Pope in the Baltic States: visit and prayer before the monuments to the victims of the occupations and the Jewish ghetto

Pope Francis stood in silence and laid flowers at the ghetto and lit a golden lamp at the museum that commemorates the people tortured and executed by the KGB. He noted the “thirst for absolute power on the part of those who sought complete domination”, praying that “we may not be deaf to the plea of all those who cry out to heaven in our own day.”
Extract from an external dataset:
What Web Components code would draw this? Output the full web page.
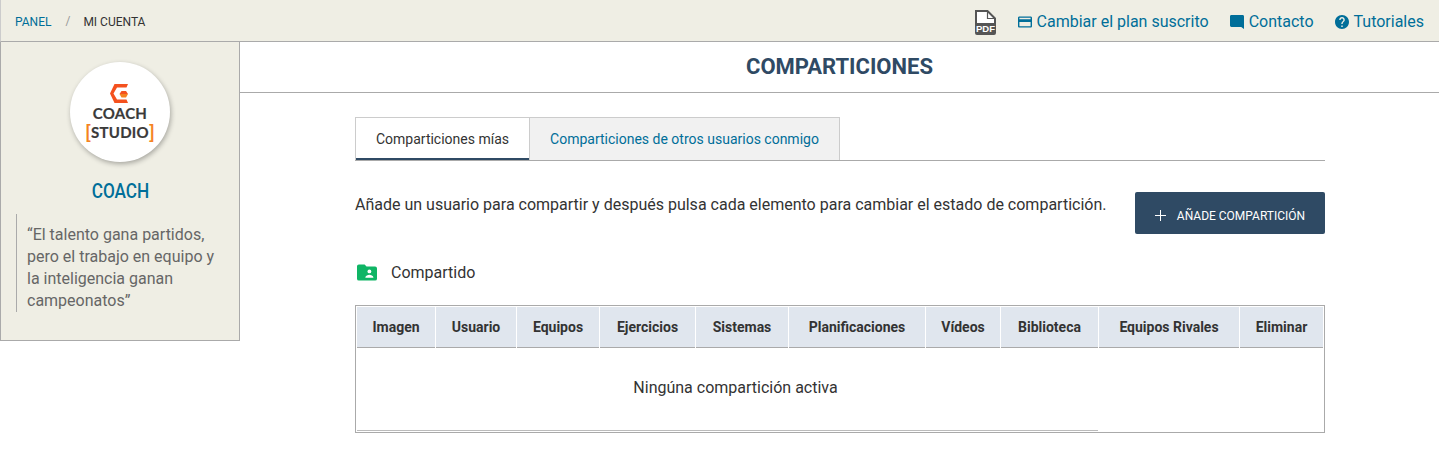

Vilnius (AsiaNews) – Pope Francis ended his visit to Lithuania this afternoon with prayers before two monuments: that of the Jewish ghetto, destroyed 75 years ago by the Nazis, and that of the victims of occupations and fights for freedom. The pontiff also visited the Museum of Genocide Victims, once a court, a prison and a place of torture under Communist rule, vacated by the KGB in 1991. At least a thousand people were executed here. Hundreds of thousands more Lithuanians were deported to other places like Siberia.

In his journey back from Kaunas, Francis stopped at the Jewish ghetto monument. Standing in silence, he laid a wreath of flowers. At the museum, in the company of the Archbishop of Vilnius, Mgr Gintaras Grušas, the pontiff lit a golden lamp, a gift he brought for the occasion. Afterwards, he visited the prison cells and torture chambers, pausing here and there in silence and prayer (picture 1). Once outside, he walked to the Monument of the Victims of Occupations and Fights for freedom where, in front of hundreds of thousands of people, he recited the following prayer:

“My God, my God, why have you forsaken me?” (Mt 27:46)

Your cry, Lord, continues to resound. It echoes within these walls that recall of the sufferings endured by so many sons and daughters of this people. Lithuanians and those from other nations paid in their own flesh the price of the thirst for absolute power on the part of those who sought complete domination.

Your cry, O Lord, is echoed in the cry of the innocent who, in union with you, cry out to heaven. It is the Good Friday of sorrow and bitterness, of abandonment and powerlessness, of cruelty and meaninglessness that this Lithuanian people experienced as a result of the unrestrained ambition that hardens and blinds the heart. 

In this place of remembrance, Lord, we pray that your cry may keep us alert. That your cry, Lord, may free us from the spiritual sickness that remains a constant temptation for us as a people: forgetfulness of the experiences and sufferings of those who have gone before us. 

In your cry, and in the lives of all who suffered so greatly in the past, may we find the courage to commit ourselves decisively to the present and to the future. May that cry encourage us to not succumb to the fashions of the day, to simplistic slogans, or to efforts to diminish or take away from any person the dignity you have given them. 

Lord, may Lithuania be a beacon of hope. May it be a land of memory and action, constantly committed to fighting all forms of injustice. May it promote creative efforts to defend the rights of all persons, especially those most defenceless and vulnerable. And may Lithuania be for all a teacher in the way to reconcile and harmonize diversity.

Lord, grant that we may not be deaf to the plea of all those who cry out to heaven in our own day.